* Start *

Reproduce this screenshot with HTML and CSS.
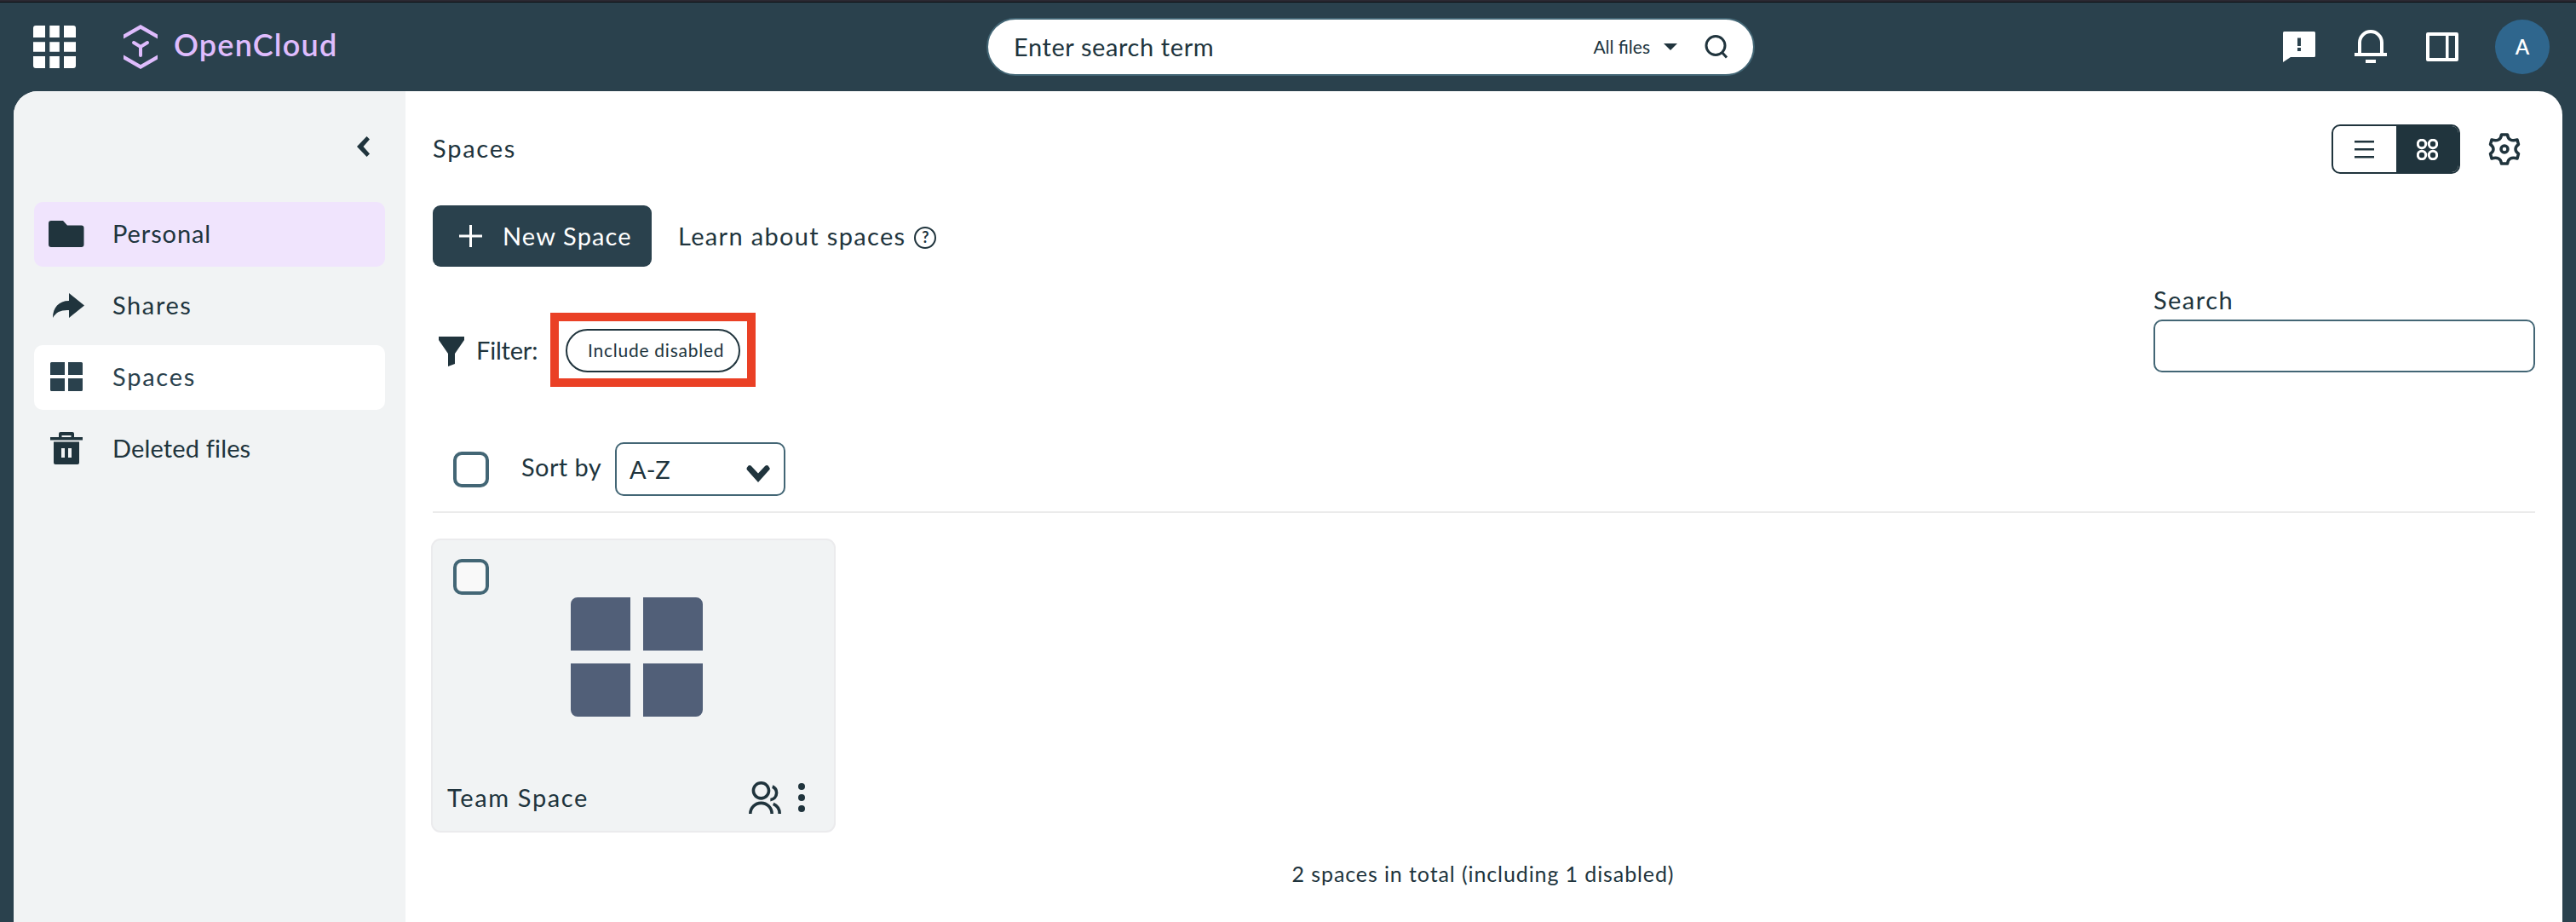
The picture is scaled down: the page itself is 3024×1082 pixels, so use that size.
FILE: index.html
```html
<!DOCTYPE html>
<html lang="en">
<head>
<meta charset="utf-8">
<title>Spaces - OpenCloud</title>
<link rel="stylesheet" href="styles.css">
</head>
<body>
<header class="topbar">
  <div class="brand">
    <svg class="apps" width="50" height="50" viewBox="0 0 50 50"><path d="M3 0h11v14H0V3a3 3 0 0 1 3-3zM19.300 0h11.500v14H19.300zM36 0h11a3 3 0 0 1 3 3v11H36zM0 19.300h14v11.500H0zM19.300 19.300h11.500v11.500H19.300zM36 19.300h14v11.500H36zM0 36h14v14H3a3 3 0 0 1-3-3zM19.300 36h11.500v14H19.300zM36 36h14v11a3 3 0 0 1-3 3H36z"/></svg>
    <svg class="logo-mark" width="40" height="52" viewBox="0 0 40 52"><path d="M0 11.500 20 0l20 11.500v5L20 5 0 16.500zM0 35.500 20 47l20-11.500v5L20 52 0 40.500z"/><path class="logo-y" d="M12 21l8 5 8-5M20 26v10"/></svg>
    <span class="logo-text">OpenCloud</span>
  </div>
  <div class="searchbar">
    <span class="search-hint">Enter search term</span>
    <span class="search-scope">All files</span>
    <svg class="scope-caret" width="16" height="8" viewBox="0 0 16 8"><path d="M0 0h16L8 8z"/></svg>
    <svg width="28" height="28" viewBox="0 0 28 28" class="line"><circle cx="13" cy="12.500" r="11"/><path d="M20.500 20.500l5.500 6"/></svg>
  </div>
  <div class="tools">
    <svg width="38" height="36" viewBox="0 0 38 36"><path fill-rule="evenodd" d="M1.500 0h35A1.500 1.500 0 0 1 38 1.500v27a1.500 1.500 0 0 1-1.500 1.500H9l-9 6V1.500A1.500 1.500 0 0 1 1.500 0zM17 7.500V17h4V7.500zM17 19v4h4v-4z"/></svg>
    <svg width="38" height="40" viewBox="0 0 38 40"><path fill-rule="evenodd" d="M4 27V15a15 15 0 0 1 30 0v12h4v4H0v-4zM8 27h22V15a11 11 0 0 0-22 0zM13 35h12v4H13z"/></svg>
    <svg width="38" height="34" viewBox="0 0 38 34"><path fill-rule="evenodd" d="M2 0h34a2 2 0 0 1 2 2v30a2 2 0 0 1-2 2H2a2 2 0 0 1-2-2V2a2 2 0 0 1 2-2zM4 4v26h19V4zM26.500 4v26H34V4z"/></svg>
    <span class="avatar">A</span>
  </div>
</header>
<div class="shell">
  <nav class="sidebar">
    <div class="collapse"><svg width="15" height="24" viewBox="0 0 15 24"><path d="M11.500 0 15 3.500 7.500 12 15 20.500 11.500 24 0 12z"/></svg></div>
    <a class="nav-item nav-personal"><span class="nav-icon"><svg width="42" height="31" viewBox="0 0 42 31"><path d="M3 0h14l5 5.500h16.500a3 3 0 0 1 3 3V28a3 3 0 0 1-3 3H3a3 3 0 0 1-3-3V3a3 3 0 0 1 3-3z"/></svg></span>Personal</a>
    <a class="nav-item nav-shares"><span class="nav-icon"><svg class="share" width="37" height="29" viewBox="0 0 37 29"><path d="M19 0l18 14.500L19 29v-9C10 19.500 4 22 0 29 0 17 7 9 19 9z"/></svg></span>Shares</a>
    <a class="nav-item nav-spaces"><span class="nav-icon"><svg width="38" height="34" viewBox="0 0 38 34"><path d="M1.500 0H17v15H0V1.500A1.500 1.500 0 0 1 1.500 0zM21 0h15.500A1.500 1.500 0 0 1 38 1.500V15H21zM0 19h17v15H1.500A1.500 1.500 0 0 1 0 32.500zM21 19h17v13.500a1.500 1.500 0 0 1-1.500 1.500H21z"/></svg></span>Spaces</a>
    <a class="nav-item nav-deleted"><span class="nav-icon"><svg width="38" height="38" viewBox="0 0 38 38"><path fill-rule="evenodd" d="M0 6h10V2a2 2 0 0 1 2-2h14a2 2 0 0 1 2 2v4h10v3.500H0zM13.500 4v2h11V4zM4 11.500h30V36a2 2 0 0 1-2 2H6a2 2 0 0 1-2-2zM13 19v11h4V19zM21 19v11h4V19z"/></svg></span>Deleted files</a>
  </nav>
  <main class="content">
    <div class="title-row">
      <h1>Spaces</h1>
      <div class="view-controls">
        <div class="toggle">
          <span class="toggle-list"><svg width="23" height="21" viewBox="0 0 23 21"><path d="M0 0h23v2.600H0zM0 9h23v2.600H0zM0 18h23v2.600H0z"/></svg></span>
          <span class="toggle-tiles"><svg class="line" width="25" height="25" viewBox="0 0 25 25"><circle cx="6" cy="6" r="4.700"/><circle cx="19" cy="6" r="4.700"/><circle cx="6" cy="19" r="4.700"/><circle cx="19" cy="19" r="4.700"/></svg></span>
        </div>
        <svg class="line gear" width="38" height="38" viewBox="-19 -19 38 38"><path d="M-3.500-17h7Q4-12.500 7-11T15-11L16.500-5.500Q13-3 13 0T16.500 5.500L15 11Q10 9.500 7 11T3.500 17h-7Q-4 12.500-7 11T-15 11L-16.500 5.500Q-13 3-13 0T-16.500-5.500L-15-11Q-10-9.500-7-11T-3.500-17z"/><circle r="4"/></svg>
      </div>
    </div>
    <div class="action-row">
      <button class="new-space"><svg width="27" height="26" viewBox="0 0 27 26"><path d="M12 0h3v11.500h12v3H15V26h-3V14.500H0v-3h12z"/></svg>New Space</button>
      <a class="learn">Learn about spaces</a>
      <span class="help">?</span>
    </div>
    <div class="filter-row">
      <svg class="funnel" width="30" height="35" viewBox="0 0 30 35"><path d="M0 0h30v4L19 20v12l-8 3V20L0 4z"/></svg>
      <span class="filter-label">Filter:</span>
      <div class="highlight"><span class="chip">Include disabled</span></div>
      <label class="space-search"><span class="search-label">Search</span><input type="text"></label>
    </div>
    <div class="sort-row">
      <span class="checkbox"></span>
      <span class="sort-label">Sort by</span>
      <div class="select"><span>A-Z</span><svg width="28" height="20" viewBox="0 0 28 20"><path d="M1 2.500Q3.500-1.500 6 1l8 8.500L22 1q3-2.500 5 1.500 1.500 1.500 0 3L14 20 1 5.500q-1-1.500 0-3z"/></svg></div>
    </div>
    <article class="card">
      <span class="checkbox"></span>
      <svg class="card-image" width="155" height="140" viewBox="0 0 155 140"><path d="M8 0h62v62.500H0V8a8 8 0 0 1 8-8zM85 0h62a8 8 0 0 1 8 8v54.500H85zM0 77.500h70V140H8a8 8 0 0 1-8-8zM85 77.500h70V132a8 8 0 0 1-8 8H85z"/></svg>
      <footer class="card-footer">
        <span class="card-name">Team Space</span>
        <svg class="members" width="38" height="38" viewBox="2 1 21 21"><path d="M2 22a8 8 0 1 1 16 0h-2a6 6 0 0 0-12 0H2zm8-9c-3.315 0-6-2.685-6-6s2.685-6 6-6 6 2.685 6 6-2.685 6-6 6zm0-2c2.210 0 4-1.790 4-4s-1.790-4-4-4-4 1.790-4 4 1.790 4 4 4zm8.284 3.703A8.002 8.002 0 0 1 23 22h-2a6.001 6.001 0 0 0-3.537-5.473l.820-1.824zm-.688-11.290A5.500 5.500 0 0 1 21 8.500a5.499 5.499 0 0 1-5 5.478v-2.013a3.500 3.500 0 0 0 1.041-6.609l.555-1.943z"/></svg>
        <svg class="dots" width="8" height="34" viewBox="0 0 8 34"><circle cx="4" cy="4" r="4"/><circle cx="4" cy="17" r="4"/><circle cx="4" cy="30" r="4"/></svg>
      </footer>
    </article>
    <p class="total">2 spaces in total (including 1 disabled)</p>
  </main>
</div>
</body>
</html>
```
FILE: styles.css
```css
* { box-sizing: border-box; }

body {
  margin: 0;
  height: 1082px;
  overflow: hidden;
  display: flex;
  flex-direction: column;
  background: #2a414d;
  color: #20343d;
  font: 29px/36px Lato, "Liberation Sans", sans-serif;
  letter-spacing: 0.9px;
}

svg { display: block; flex: none; fill: currentColor; }
.line { fill: none; stroke: currentColor; stroke-width: 3; }

/* Top bar */
.topbar {
  height: 107px;
  flex: none;
  border-top: 2px solid #2b2932;
  box-shadow: inset 0 1px #0d1012;
  display: grid;
  grid-template-columns: 1158px 902px 1fr;
  align-items: center;
  padding: 1px 31px 0 0;
  color: #fff;
}
.brand { display: flex; align-items: center; padding-left: 39px; }
.logo-mark { margin-left: 56px; color: #dfbcfd; }
.logo-y { fill: none; stroke: currentColor; stroke-width: 4; stroke-linecap: round; }
.logo-text {
  margin-left: 19px;
  color: #dfbcfd;
  font-size: 36px;
  font-weight: 600;
  letter-spacing: 1.2px;
  padding-bottom: 6px;
}
.searchbar {
  height: 68px;
  border: 2px solid #436675;
  border-radius: 34px;
  background: #fff;
  color: #20343d;
  display: flex;
  align-items: center;
  padding: 0 29px 0 30px;
}
.search-hint { flex: 1; letter-spacing: 0.6px; padding-bottom: 1px; }
.search-scope { font-size: 21px; letter-spacing: 0; margin-right: 16px; }
.scope-caret { margin-right: 32px; }
.tools { display: flex; align-items: center; justify-content: flex-end; gap: 46px; }
.avatar {
  width: 64px;
  height: 64px;
  border-radius: 50%;
  margin-left: -3px;
  background: #2f668d;
  display: flex;
  align-items: center;
  justify-content: center;
  font-size: 24px;
  font-weight: 600;
  letter-spacing: 0;
}

/* Page frame */
.shell {
  flex: 1;
  display: flex;
  margin: 0 16px;
  border-radius: 28px 28px 0 0;
  overflow: hidden;
  background: #fff;
}
.sidebar {
  width: 460px;
  flex: none;
  padding: 0 24px;
  background: #f1f3f4;
  display: flex;
  flex-direction: column;
  gap: 8px;
}
.collapse { height: 122px; padding: 53px 18px 0 0; display: flex; justify-content: flex-end; align-items: flex-start; }
.nav-item { height: 76px; border-radius: 10px; display: flex; align-items: center; padding-bottom: 2px; }
.nav-icon { width: 76px; display: flex; justify-content: center; margin-right: 16px; }
.nav-personal { background: #f0e4fd; }
.nav-shares { letter-spacing: 1.6px; }
.nav-spaces { background: #fff; color: #2a414d; letter-spacing: 1.75px; }
.nav-deleted { letter-spacing: 0.15px; }
.share { margin-left: 4px; }

/* Main area */
.content { flex: 1; padding: 39px 32px 0 30px; display: flex; flex-direction: column; }
.title-row { display: flex; justify-content: space-between; align-items: center; height: 58px; padding-left: 2px; }
h1 { margin: 0; font: inherit; letter-spacing: 1.75px; padding-bottom: 3px; }
.view-controls { display: flex; align-items: center; gap: 33px; margin-right: 17px; }
.toggle { width: 151px; height: 58px; border: 2px solid #20343d; border-radius: 10px; display: flex; overflow: hidden; }
.toggle-list, .toggle-tiles { flex: 1; display: flex; align-items: center; justify-content: center; }
.toggle-tiles { background: #20343d; color: #fff; }
.gear { stroke-width: 3.500; stroke-linejoin: round; }
.action-row { display: flex; align-items: center; margin-top: 37px; padding-left: 2px; }
.new-space {
  width: 257px;
  height: 72px;
  border: 0;
  border-radius: 9px;
  background: #2a414d;
  color: #fff;
  font: inherit;
  letter-spacing: 1.15px;
  display: flex;
  align-items: center;
  gap: 24px;
  padding: 0 0 0 31px;
  white-space: nowrap;
}
.learn { margin-left: 31px; letter-spacing: 1.33px; }
.help {
  width: 26px;
  height: 26px;
  margin: 4px 0 0 10px;
  border: 2.500px solid #20343d;
  border-radius: 50%;
  font-size: 18px;
  font-weight: 700;
  line-height: 21px;
  letter-spacing: 0;
  text-align: center;
}
.filter-row { display: flex; height: 87px; margin-top: 54px; align-items: center; padding-left: 9px; }
.funnel { margin-right: 14px; margin-top: 3px; }
.filter-label { width: 87px; white-space: nowrap; letter-spacing: -0.2px; }
.highlight { width: 241px; height: 87px; border: 10px solid #ea4025; padding: 9px 8px; }
.chip {
  width: 205px;
  height: 51px;
  display: flex;
  align-items: center;
  border: 2px solid #20343d;
  border-radius: 26px;
  padding: 0 0 2px 24px;
  font-size: 21px;
  letter-spacing: 0.75px;
  white-space: nowrap;
}
.space-search { margin: -51px 0 0 auto; display: flex; flex-direction: column; }
.search-label { height: 41px; letter-spacing: 1.45px; }
.space-search input { width: 448px; height: 62px; border: 2px solid #436675; border-radius: 10px; background: #fff; padding: 0 14px; font: inherit; }
.sort-row {
  height: 148px;
  margin-left: 2px;
  padding: 65px 0 0 24px;
  border-bottom: 2px solid #ebebeb;
  display: flex;
  align-items: flex-start;
}
.checkbox { width: 42px; height: 42px; flex: none; border: 4px solid #436675; border-radius: 10px; background: #fff; }
.sort-row .checkbox { margin-top: 11px; }
.sort-label { width: 110px; margin: 11px 0 0 38px; white-space: nowrap; letter-spacing: 0.4px; }
.select {
  width: 200px;
  height: 63px;
  border: 2px solid #436675;
  border-radius: 10px;
  display: flex;
  align-items: center;
  justify-content: space-between;
  padding: 0 16px 0 15px;
  letter-spacing: 0;
}
.select svg { margin-top: 10px; }
.card {
  width: 475px;
  height: 345px;
  flex: none;
  margin-top: 30px;
  padding: 22px 24px 0;
  border: 2px solid #ebebed;
  border-radius: 11px;
  background: #f1f3f4;
  display: flex;
  flex-direction: column;
}
.card .checkbox { background: #f9f9f9; }
.card-image { align-self: center; margin-top: 3px; margin-left: 7px; color: #515f78; }
.card-footer { display: flex; align-items: center; margin: 76px 10px 0 -7px; }
.card-name { flex: 1; letter-spacing: 1.65px; }
.dots { margin-left: 20px; }
.total { margin: 30px 0 0; text-align: center; font-size: 25px; letter-spacing: 0.9px; }
```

* End *

Aim of the exercise: Give nothing but the count of lines in the listing above that hold the string "size".

Answer to the exercise: 7